New refactoring #.NET #Delphi #extreme programming
I was pairing with Ron Jeffries yesterday, making a medium-small change (it affected 32 call sites scattered through a couple dozen units, but it was basically just changing those call sites to use a different constructor).
As we worked, we became vaguely aware that we often wound up passing two parameters that always varied together. They seemed to belong together on a parameter object. (The canonical example being that you always find yourself passing an X and a Y, so you create a Point type.)
So we briefly coded up that parameter object, amidst a good deal of spirited discussion on how this should work and how that should work. (That should've been a clue. Ron may have seen it, but I didn't, yet.)

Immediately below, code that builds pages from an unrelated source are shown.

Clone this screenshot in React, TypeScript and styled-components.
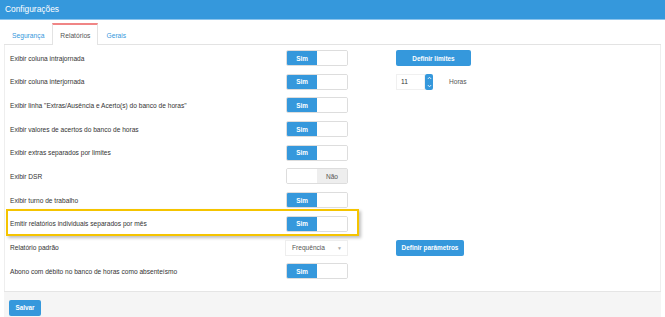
import styled, { createGlobalStyle } from 'styled-components';

const GlobalStyle = createGlobalStyle`
  body {
    margin: 0;
    background: #fff;
    font-family: "Liberation Sans", Arial, sans-serif;
  }
`;

const Header = styled.div`
  height: 19px;
  line-height: 19px;
  background: #3598dc;
  border-bottom: 1px solid #8cc4ec;
  color: #fff;
  font-size: 8.4px;
  padding-left: 5px;
`;

const Body = styled.div`
  padding: 3px 4px 0 4px;
`;

const TabList = styled.div`
  display: flex;
  border-bottom: 1px solid #e3e3e3;
  height: 21px;
`;

const Tab = styled.div<{ $active?: boolean }>`
  height: 21px;
  box-sizing: border-box;
  padding: 0 7px;
  line-height: 21px;
  font-size: 6.7px;
  color: ${(p) => (p.$active ? '#555' : '#3598dc')};
  background: #fff;
  border: 1px solid ${(p) => (p.$active ? '#e3e3e3' : 'transparent')};
  border-top: 2px solid ${(p) => (p.$active ? '#f08585' : 'transparent')};
  border-bottom: none;
  margin-bottom: ${(p) => (p.$active ? '-1px' : '0')};
  height: ${(p) => (p.$active ? '22px' : '21px')};
`;

const Panel = styled.div`
  border-left: 1px solid #eee;
  border-right: 1px solid #eee;
  padding: 5px 0 12px 5px;
  display: flex;
  flex-direction: column;
  gap: 7.7px;
`;

const Row = styled.div`
  position: relative;
  display: flex;
  align-items: center;
  height: 16px;
`;

const Highlight = styled.div`
  position: absolute;
  left: -4px;
  top: -7px;
  width: 349px;
  height: 23px;
  border: 2px solid #f5c400;
  box-shadow: 2px 2px 3px rgba(0, 0, 0, 0.25);
  pointer-events: none;
`;

const Label = styled.div`
  width: 276px;
  font-size: 6.6px;
  color: #333;
`;

const Toggle = styled.div`
  width: 62px;
  height: 16px;
  box-sizing: border-box;
  border: 1px solid #ddd;
  border-radius: 2px;
  display: flex;
  overflow: hidden;
`;

const ToggleOn = styled.div`
  width: 30px;
  background: #3598dc;
  color: #fff;
  font-size: 6.4px;
  font-weight: bold;
  display: flex;
  align-items: center;
  justify-content: center;
`;

const ToggleOff = styled.div`
  flex: 1;
  background: #eee;
  color: #555;
  font-size: 6.6px;
  display: flex;
  align-items: center;
  justify-content: center;
`;

const Blank = styled.div`
  flex: 1;
  background: #fff;
`;

const Extra = styled.div`
  margin-left: 48px;
  display: flex;
  align-items: center;
`;

const Button = styled.button<{ $w: number }>`
  width: ${(p) => p.$w}px;
  height: 16px;
  border: none;
  border-radius: 2px;
  background: #3598dc;
  color: #fff;
  font-family: "Liberation Sans", Arial, sans-serif;
  font-size: 6.4px;
  font-weight: bold;
  padding: 0;
`;

const Spinner = styled.div`
  display: flex;
  height: 16px;
`;

const SpinInput = styled.div`
  width: 29px;
  box-sizing: border-box;
  border: 1px solid #f0f0f0;
  font-size: 6.6px;
  color: #333;
  padding-left: 4px;
  display: flex;
  align-items: center;
`;

const SpinArrows = styled.div`
  width: 8px;
  background: #3598dc;
  border-radius: 2px;
  display: flex;
  flex-direction: column;
  align-items: center;
  justify-content: space-around;
`;

const Unit = styled.div`
  margin-left: 16px;
  font-size: 6.6px;
  color: #555;
`;

const Select = styled.div`
  width: 63px;
  height: 16px;
  box-sizing: border-box;
  margin-left: -1px;
  border: 1px solid #eee;
  display: flex;
  align-items: center;
  justify-content: space-between;
  padding: 0 5px 0 6px;
  font-size: 6.6px;
  color: #555;
`;

const Caret = styled.span`
  font-size: 5px;
  color: #aaa;
`;

const Footer = styled.div`
  border-top: 1px solid #e5e5e5;
  background: #f5f5f5;
  padding: 4px 5px 0 5px;
  height: 26px;
  box-sizing: border-box;
`;

const Switch = ({ on }: { on: boolean }) =>
  on ? (
    <Toggle>
      <ToggleOn>Sim</ToggleOn>
      <Blank />
    </Toggle>
  ) : (
    <Toggle>
      <Blank />
      <ToggleOff>Não</ToggleOff>
    </Toggle>
  );

const Chevron = ({ up }: { up?: boolean }) => (
  <svg width="5" height="4" viewBox="0 0 5 4">
    <path
      d={up ? 'M0.8 3 L2.5 1.2 L4.2 3' : 'M0.8 1 L2.5 2.8 L4.2 1'}
      fill="none"
      stroke="#fff"
      strokeWidth="0.8"
    />
  </svg>
);

export default function App() {
  return (
    <>
      <GlobalStyle />
      <Header>Configurações</Header>
      <Body>
        <TabList>
          <Tab>Segurança</Tab>
          <Tab $active>Relatórios</Tab>
          <Tab>Gerais</Tab>
        </TabList>
        <Panel>
          <Row>
            <Label>Exibir coluna intrajornada</Label>
            <Switch on />
            <Extra>
              <Button $w={75}>Definir limites</Button>
            </Extra>
          </Row>
          <Row>
            <Label>Exibir coluna interjornada</Label>
            <Switch on />
            <Extra>
              <Spinner>
                <SpinInput>11</SpinInput>
                <SpinArrows>
                  <Chevron up />
                  <Chevron />
                </SpinArrows>
              </Spinner>
              <Unit>Horas</Unit>
            </Extra>
          </Row>
          <Row>
            <Label>Exibir linha "Extras/Ausência e Acerto(s) do banco de horas"</Label>
            <Switch on />
          </Row>
          <Row>
            <Label>Exibir valores de acertos do banco de horas</Label>
            <Switch on />
          </Row>
          <Row>
            <Label>Exibir extras separados por limites</Label>
            <Switch on />
          </Row>
          <Row>
            <Label>Exibir DSR</Label>
            <Switch on={false} />
          </Row>
          <Row>
            <Label>Exibir turno de trabalho</Label>
            <Switch on />
          </Row>
          <Row>
            <Highlight />
            <Label>Emitir relatórios individuais separados por mês</Label>
            <Switch on />
          </Row>
          <Row>
            <Label>Relatório padrão</Label>
            <Select>
              Frequência
              <Caret>▼</Caret>
            </Select>
            <Extra>
              <Button $w={68}>Definir parâmetros</Button>
            </Extra>
          </Row>
          <Row>
            <Label>Abono com débito no banco de horas como absenteísmo</Label>
            <Switch on />
          </Row>
        </Panel>
        <Footer>
          <Button $w={32}>Salvar</Button>
        </Footer>
      </Body>
    </>
  );
}
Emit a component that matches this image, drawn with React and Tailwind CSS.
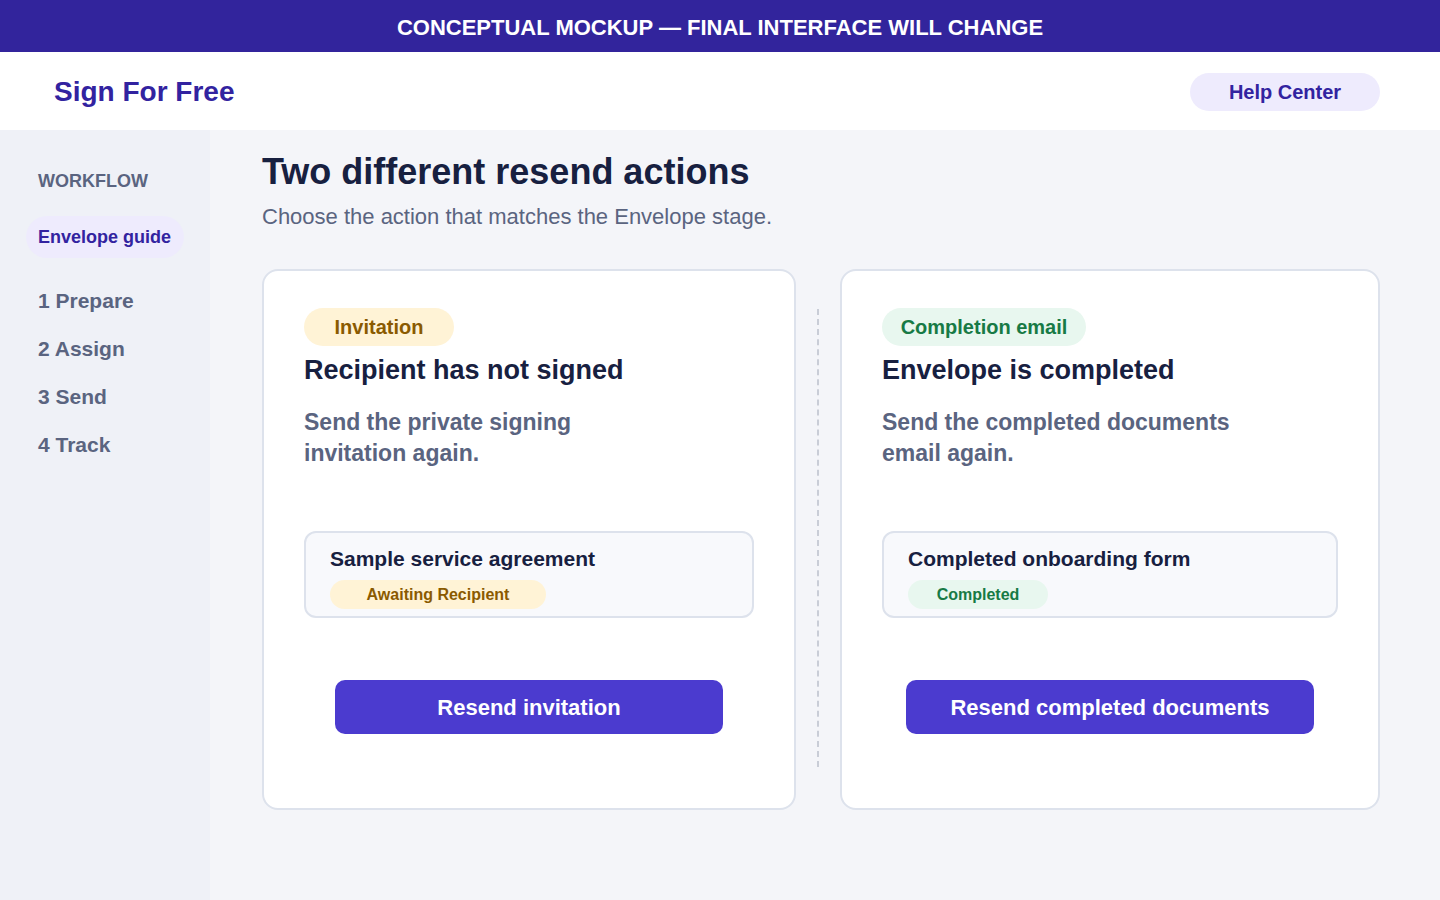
import React from "react";

const steps = ["1 Prepare", "2 Assign", "3 Send", "4 Track"];

const actions = [
  {
    badge: "Invitation",
    badgeCls: "w-[150px] bg-[#fff3d6] text-[#8a5a00]",
    title: "Recipient has not signed",
    desc: "Send the private signing invitation again.",
    doc: "Sample service agreement",
    status: "Awaiting Recipient",
    statusCls: "w-[216px] bg-[#fff3d6] text-[#8a5a00]",
    button: "Resend invitation",
    buttonCls: "w-[388px]",
    cardCls: "w-[534px]",
  },
  {
    badge: "Completion email",
    badgeCls: "w-[204px] bg-[#e8f7ef] text-[#177a45]",
    title: "Envelope is completed",
    desc: "Send the completed documents email again.",
    doc: "Completed onboarding form",
    status: "Completed",
    statusCls: "w-[140px] bg-[#e8f7ef] text-[#177a45]",
    button: "Resend completed documents",
    buttonCls: "w-[408px]",
    cardCls: "w-[540px]",
  },
];

const ActionCard = ({ a }) => {
  return (
    <div
      className={`${a.cardCls} h-[541px] shrink-0 rounded-2xl border-2 border-[#dde2ec] bg-white px-[40px] pt-[37px] flex flex-col`}
    >
      <span
        className={`${a.badgeCls} h-[38px] rounded-full flex items-center justify-center text-[20px] font-bold`}
      >
        {a.badge}
      </span>
      <h2 className="mt-[8px] text-[27px] leading-[32px] font-bold text-[#172040]">
        {a.title}
      </h2>
      <p className="mt-[21px] max-w-[355px] text-[23px] leading-[31px] font-bold text-[#5a6480]">
        {a.desc}
      </p>
      <div className="mt-[62px] h-[87px] rounded-xl border-2 border-[#dde2ec] bg-[#f8f9fc] px-[24px] pt-[14px]">
        <div className="text-[21px] leading-[24px] font-bold text-[#172040]">
          {a.doc}
        </div>
        <span
          className={`${a.statusCls} mt-[9px] h-[29px] rounded-full flex items-center justify-center text-[16px] font-bold`}
        >
          {a.status}
        </span>
      </div>
      <button
        className={`${a.buttonCls} mx-auto mt-[62px] h-[54px] rounded-[10px] bg-[#4b3bcf] text-white text-[22px] font-bold`}
      >
        {a.button}
      </button>
    </div>
  );
};

const App = () => {
  return (
    <div className="h-screen flex flex-col font-['Liberation_Sans',Arial,sans-serif]">
      <div className="h-[52px] shrink-0 bg-[#32249c] flex items-center justify-center pt-[2px] text-white text-[22px] font-bold">
        CONCEPTUAL MOCKUP — FINAL INTERFACE WILL CHANGE
      </div>

      <header className="h-[78px] shrink-0 bg-white flex items-center justify-between pl-[54px] pr-[60px] pt-[2px]">
        <div className="text-[28px] font-bold text-[#3223a0]">Sign For Free</div>
        <button className="w-[190px] h-[38px] rounded-full bg-[#eeebfd] text-[20px] font-bold text-[#3223a0]">
          Help Center
        </button>
      </header>

      <div className="flex flex-1">
        <aside className="w-[210px] shrink-0 bg-[#eff1f7] px-[26px] pt-[41px]">
          <div className="pl-3 text-[18px] leading-[20px] font-bold text-[#5a6480]">
            WORKFLOW
          </div>
          <div className="mt-[25px] w-[158px] h-[42px] rounded-full bg-[#eeebfd] pl-3 flex items-center text-[18px] font-bold text-[#3223a0]">
            Envelope guide
          </div>
          <ul className="mt-[19px]">
            {steps.map((s) => (
              <li
                key={s}
                className="h-[48px] pl-3 flex items-center text-[21px] font-bold text-[#5a6480]"
              >
                {s}
              </li>
            ))}
          </ul>
        </aside>

        <main className="flex-1 bg-[#f4f5f9] pl-[52px] pt-[20px]">
          <h1 className="text-[36px] leading-[44px] font-bold text-[#172040]">
            Two different resend actions
          </h1>
          <p className="mt-[9px] text-[22px] leading-[28px] text-[#5a6480]">
            Choose the action that matches the Envelope stage.
          </p>

          <div className="mt-[38px] flex items-start gap-[21px]">
            <ActionCard a={actions[0]} />
            <div className="mt-[40px] h-[458px] border-l-2 border-dashed border-[#c9cdd7]" />
            <ActionCard a={actions[1]} />
          </div>
        </main>
      </div>
    </div>
  );
};

export default App;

Then we went to use our nifty new class, and realized, for complicated reasons, that we couldn't actually use it just yet. It was, in fact, a YAGNI — we didn't have an actual call site using it yet, which is why we (me in particular) had such a hard time figuring out some of the details of how callers would use it. It's hard to figure out what the code does when it doesn't do it.
As soon as we figured out that it was a YAGNI, Ron said we should rip it back out. He had a point: it was just cluttering the code, and adding complexity we didn't need. But I expected to need it within a day or so. It was simple code, but it wasn't quite so simple a concept, and we had to wrestle with naming a few things. I wanted to hang onto what we'd done (particularly the type name and method names), for possible future reference, but we didn't want to keep it in the code.
So I invented a new refactoring: Extract YAGNI to Notepad.